The U.S. Department of the Interior (DOI) has designated 192,100 acres of public land across Arizona as potentially suitable for utility-scale solar and wind energy development.
The publication of the record of decision (ROD) for this initiative, known as the Restoration Design Energy Project, caps a three-year, statewide environmental analysis of disturbed land and other areas with few known resource conflicts that could accommodate commercial renewable energy projects, the department says.
The ROD also establishes the Agua Caliente Solar Energy Zone, the third solar zone on public lands in Arizona and the 18th nationwide. The Solar Energy Zones are designed to facilitate solar energy development by identifying areas in six states in the West with high solar potential, few resource conflicts and access to existing or planned transmission.

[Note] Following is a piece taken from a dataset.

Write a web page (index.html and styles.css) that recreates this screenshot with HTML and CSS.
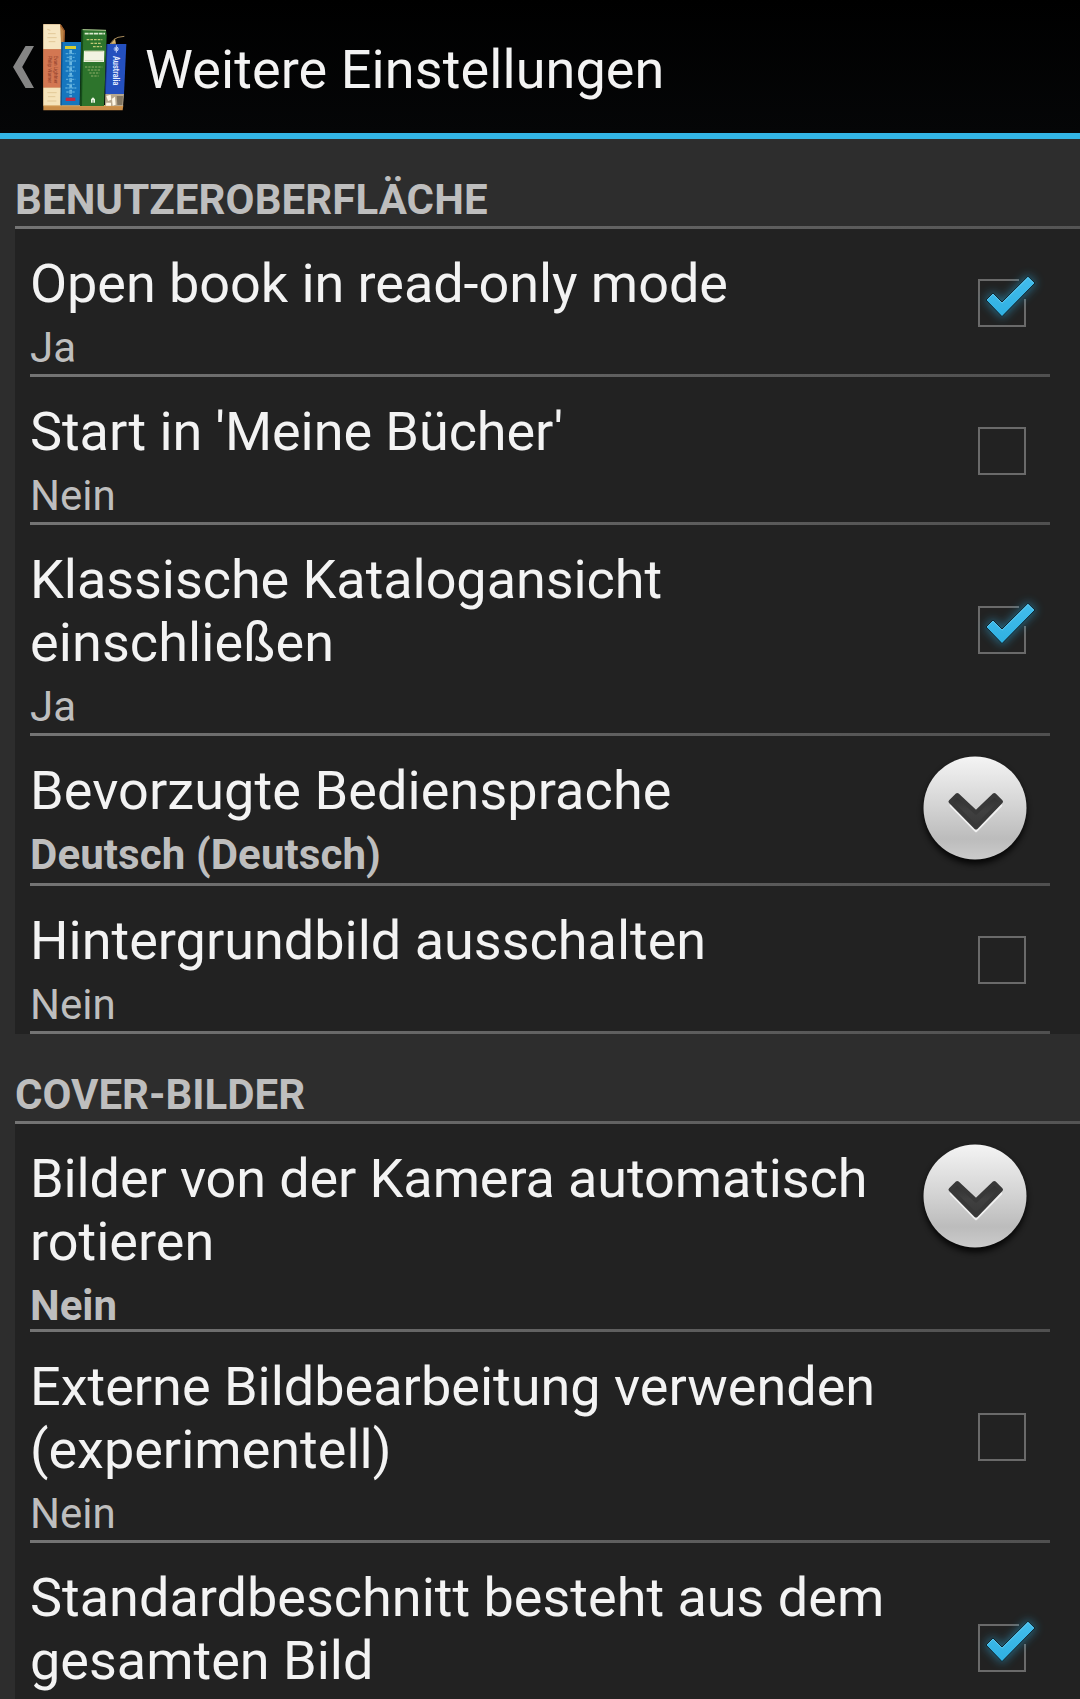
FILE: index.html
```html
<!DOCTYPE html>
<html lang="de">
<head>
<meta charset="utf-8">
<title>Weitere Einstellungen</title>
<link rel="stylesheet" href="styles.css">
</head>
<body>
<svg class="defs" width="0" height="0" aria-hidden="true">
  <defs>
    <linearGradient id="tick-fill" x1="0" y1="0" x2="0" y2="1"><stop offset="0" stop-color="#43bdec"/><stop offset="1" stop-color="#2fb0e2"/></linearGradient>
    <filter id="glow" x="-60%" y="-60%" width="220%" height="220%"><feGaussianBlur stdDeviation="5"/></filter>
    <linearGradient id="disc-fill" x1="0" y1="0" x2="0" y2="1"><stop offset="0" stop-color="#f4f4f4"/><stop offset=".5" stop-color="#d2d2d2"/><stop offset=".8" stop-color="#bcbcbc"/><stop offset="1" stop-color="#cbcbcb"/></linearGradient>
    <linearGradient id="chevron-fill" x1="0" y1="0" x2="0" y2="1"><stop offset="0" stop-color="#303030"/><stop offset=".5" stop-color="#404040"/><stop offset="1" stop-color="#383838"/></linearGradient>
    <filter id="soft" x="-20%" y="-20%" width="140%" height="140%"><feGaussianBlur stdDeviation="3.2"/></filter>
    <symbol id="box-off" viewBox="0 0 96 96"><rect x="25" y="25" width="46" height="46" fill="none" stroke="#6a6a6a" stroke-width="2"/></symbol>
    <symbol id="box-on" viewBox="0 0 96 96">
      <path d="M65 25H25V71H71V44" fill="none" stroke="#6a6a6a" stroke-width="2"/>
      <path d="M32.3 45 39 38.3 48 47.3 74 21.7 80.7 28 48 61.3Z" fill="#2aa4d4" stroke="#2aa4d4" stroke-width="3" opacity=".55" filter="url(#glow)"/>
      <path d="M32 45 39 38 48 47 74 21.2 81 28 48 61.6Z" fill="url(#tick-fill)" stroke="#10252e" stroke-width="1"/>
      <path d="M33.4 44.8 39 39.2 48 48.2 74 22.6 79.2 27.8" fill="none" stroke="#7bd3f4" stroke-width="1" opacity=".6"/>
    </symbol>
    <symbol id="more" viewBox="0 0 120 124">
      <ellipse cx="60" cy="64" rx="51.5" ry="52" fill="#000" opacity=".85" filter="url(#soft)"/>
      <circle cx="60" cy="60" r="51.5" fill="url(#disc-fill)"/>
      <path d="M36 57.5 61 83 86 57.5" fill="none" stroke="#f0f0f0" stroke-width="2.5" stroke-linecap="round" stroke-linejoin="round"/>
      <path d="M35.5 53.7 42.3 47 61 64.5 79.3 47 86 53.7 61 79.5Z" fill="url(#chevron-fill)" stroke="#383838" stroke-width="4" stroke-linejoin="round"/>
    </symbol>
  </defs>
</svg>

<header class="bar">
  <svg class="back" viewBox="0 0 21 42"><path d="M0 21 12.5 0H21L9.2 21 21 42H12.5Z" fill="#858585"/></svg>
  <svg class="books" viewBox="120 60 270 282">
    <path d="M130 316 370 316 368 331H130Z" fill="#c98d48"/><path d="M130 317H369" stroke="#e8b66e" stroke-width="3"/>
    <path d="M130 72 182 73 194 92 185 316H130Z" fill="#bd8446"/>
    <path d="M130 73H180L184 148H130Z" fill="#f6e6c2"/>
    <path d="M130 148H184L183 263H130Z" fill="#d37752"/>
    <path d="M130 263H183V316H130Z" fill="#f5e3ba"/>
    <path d="M182 76 193 93 185 263" stroke="#9a5a2c" stroke-width="4" fill="none"/>
    <path d="M142 88 151 91M144 101H167M142 113H170M146 125H166M142 278H170M144 290H166M142 303H169" stroke="#e2c998" stroke-width="3"/>
    <text class="tiny" transform="translate(162 167) rotate(90)">Evan Lightner</text>
    <text class="tiny" transform="translate(144 167) rotate(90)">Philip Warner</text>
    <path d="M186 126H243L239 316H183Z" fill="#1676be"/>
    <path d="M183 316 186 126" stroke="#0d4f88" stroke-width="4"/>
    <path d="M195 138H228V147H195Z" fill="#d8cf32"/><path d="M197 293H226V303H197Z" fill="#c02a45"/>
    <path d="M212 150V290" stroke="#6bb8e2" stroke-width="8" stroke-dasharray="12 5"/>
    <path d="M197 161H227M200 172H224M196 183H228M200 201H224M197 213H227M204 228H220M198 238H226M200 253H224M196 264H229M199 276H225" stroke="#55a8d8" stroke-width="4" stroke-dasharray="7 2"/>
    <path d="M247 88 318 90 320 106 312 318H243Z" fill="#2d742c"/>
    <path d="M247 88 243 318" stroke="#164d1b" stroke-width="6"/><path d="M248 89 318 91" stroke="#b7c898" stroke-width="3"/>
    <path d="M254 101H315" stroke="#dce8cd" stroke-width="5" stroke-dasharray="12 2"/>
    <path d="M260 119H307M272 130H305M279 140H306" stroke="#c2c775" stroke-width="4" stroke-dasharray="8 3"/>
    <path d="M252 152H313L312 186H251Z" fill="#f2f3e2"/><path d="M254 154H310M254 182H309" stroke="#cad4ae" stroke-width="3"/>
    <path d="M255 201H307M263 210H302M268 219H299M273 228H296" stroke="#91ae69" stroke-width="3" stroke-dasharray="7 3"/>
    <path d="M273 308V298L279 292 285 298V308H280V300H278V308Z" fill="#edf4e4"/>
    <path d="M330 132 342 118 354 112 373 109" fill="none" stroke="#a88b5b" stroke-width="3"/><path d="M332 132 345 116 348 131Z" fill="#d8b46e"/>
    <path d="M321 132H379L372 282H316Z" fill="#2450be"/><path d="M321 132 316 282" stroke="#173580" stroke-width="3"/>
    <path d="M341 147H357M349 136V158M344 141 354 153M354 141 344 153" stroke="#cbd9fb" stroke-width="3"/>
    <text class="spine" transform="translate(338 168) rotate(90)" textLength="88" lengthAdjust="spacingAndGlyphs">Australia</text>
    <path d="M316 282H372L369 318H315Z" fill="#b8a88e"/><path d="M319 288 332 284 334 299 324 303ZM336 296 345 290 347 314 338 317ZM319 308H333V317H318Z" fill="#fff8e6"/><path d="M350 288H369L367 315H352Z" fill="#817562"/>
  </svg>
  <h1 class="heading">Weitere Einstellungen</h1>
</header>

<main class="settings">
  <section class="group">
    <h2 class="group-title airy">BENUTZEROBERFLÄCHE</h2>
    <div class="row"><div class="copy"><div class="title snug">Open book in read-only mode</div><div class="value">Ja</div></div><svg class="check"><use href="#box-on"/></svg></div>
    <div class="row"><div class="copy"><div class="title snug">Start in 'Meine Bücher'</div><div class="value">Nein</div></div><svg class="check"><use href="#box-off"/></svg></div>
    <div class="row row-tall"><div class="copy"><div class="title"><span class="snug">Klassische Katalogansicht</span><br><span class="airy">einschließen</span></div><div class="value">Ja</div></div><svg class="check"><use href="#box-on"/></svg></div>
    <div class="row row-menu"><div class="copy"><div class="title airy">Bevorzugte Bediensprache</div><div class="value airy">Deutsch (Deutsch)</div></div><svg class="more"><use href="#more"/></svg></div>
    <div class="row"><div class="copy"><div class="title">Hintergrundbild ausschalten</div><div class="value">Nein</div></div><svg class="check"><use href="#box-off"/></svg></div>
  </section>
  <section class="group">
    <h2 class="group-title">COVER-BILDER</h2>
    <div class="row row-menu"><div class="copy"><div class="title"><span class="tight">Bilder von der Kamera automatisch</span><br>rotieren</div><div class="value">Nein</div></div><svg class="more"><use href="#more"/></svg></div>
    <div class="row row-tall"><div class="copy"><div class="title">Externe Bildbearbeitung verwenden<br>(experimentell)</div><div class="value">Nein</div></div><svg class="check"><use href="#box-off"/></svg></div>
    <div class="row row-tall"><div class="copy"><div class="title">Standardbeschnitt besteht aus dem<br>gesamten Bild</div></div><svg class="check"><use href="#box-on"/></svg></div>
  </section>
</main>
</body>
</html>
```

FILE: styles.css
```css
* { box-sizing: border-box; }

html, body {
  margin: 0;
  height: 1699px;
  overflow: hidden;
}

body {
  display: flex;
  flex-direction: column;
  background: #2d2d2d;
  color: #f3f3f3;
  font-family: Roboto, "Liberation Sans", sans-serif;
}

svg { display: block; flex: none; }
.defs { position: absolute; }

.bar {
  flex: none;
  display: flex;
  height: 139px;
  padding-left: 13px;
  background: linear-gradient(#000, #050607);
  border-bottom: 6px solid #33b5e5;
}

.back { width: 21px; height: 42px; margin-top: 46px; }
.books { width: 90px; height: 94px; margin: 20px 0 0 6px; }
.tiny { font-size: 14px; fill: #8a3a28; }
.spine { font-size: 26px; font-weight: 700; fill: #e6edff; }

.heading {
  margin: 38px 0 0 15px;
  font-size: 54px;
  line-height: 63px;
  font-weight: 400;
  letter-spacing: .1px;
  white-space: nowrap;
}

.settings {
  flex: 1;
  min-height: 0;
  overflow: hidden;
  padding-left: 15px;
}

.group { background: #222; }

.group-title {
  height: 90px;
  margin: 0;
  padding-top: 36px;
  background: linear-gradient(90deg, #747474, #545454) bottom / 100% 3px no-repeat #2d2d2d;
  color: #bebebe;
  font-size: 42px;
  line-height: 49px;
  font-weight: 700;
}

.row {
  display: flex;
  align-items: center;
  justify-content: space-between;
  margin: 0 30px 0 15px;
  padding-bottom: 6px;
  background: linear-gradient(90deg, #747474, #505050) bottom / 100% 3px no-repeat;
}

.copy { align-self: flex-start; padding-top: 23px; }

.title {
  font-size: 54px;
  line-height: 63px;
  white-space: nowrap;
}

.value {
  margin-top: 9px;
  color: #bebebe;
  font-size: 42px;
  line-height: 47px;
}

.snug { letter-spacing: -.06px; }
.tight { letter-spacing: -.11px; }
.airy { letter-spacing: .1px; }

.check {
  width: 96px;
  height: 96px;
  margin: 6px 0 0;
}

.row-tall { min-height: 211px; }
.row-tall .check { margin-top: 5px; }

.row-menu { align-items: flex-start; padding-bottom: 3px; }
.row-menu .value { font-weight: 700; }
.row-menu:nth-child(5) { padding-bottom: 8px; }
.more { width: 120px; height: 124px; margin: 12px 15px 0 0; }
```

The new 2,550-acre Agua Caliente Solar Energy Zone is located in Yuma County near Dateland. The U.S. Bureau of Land Management estimates that the zone could generate more than 20 MW through utility-scale solar projects.
‘This project is a key milestone in our work to spur smart development of solar and wind energy on public lands across the West,’ says DOI Secretary Ken Salazar (who recently announced his resignation).
‘Arizona has huge potential when it comes to building a clean energy economy, and this landscape-level plan lays a solid foundation for making sure that it happens in the right way and in the right places,’ he adds.
The ROD does not directly authorize any solar or wind energy projects; any proposal will need to undergo a site-specific environmental review, the DOI notes.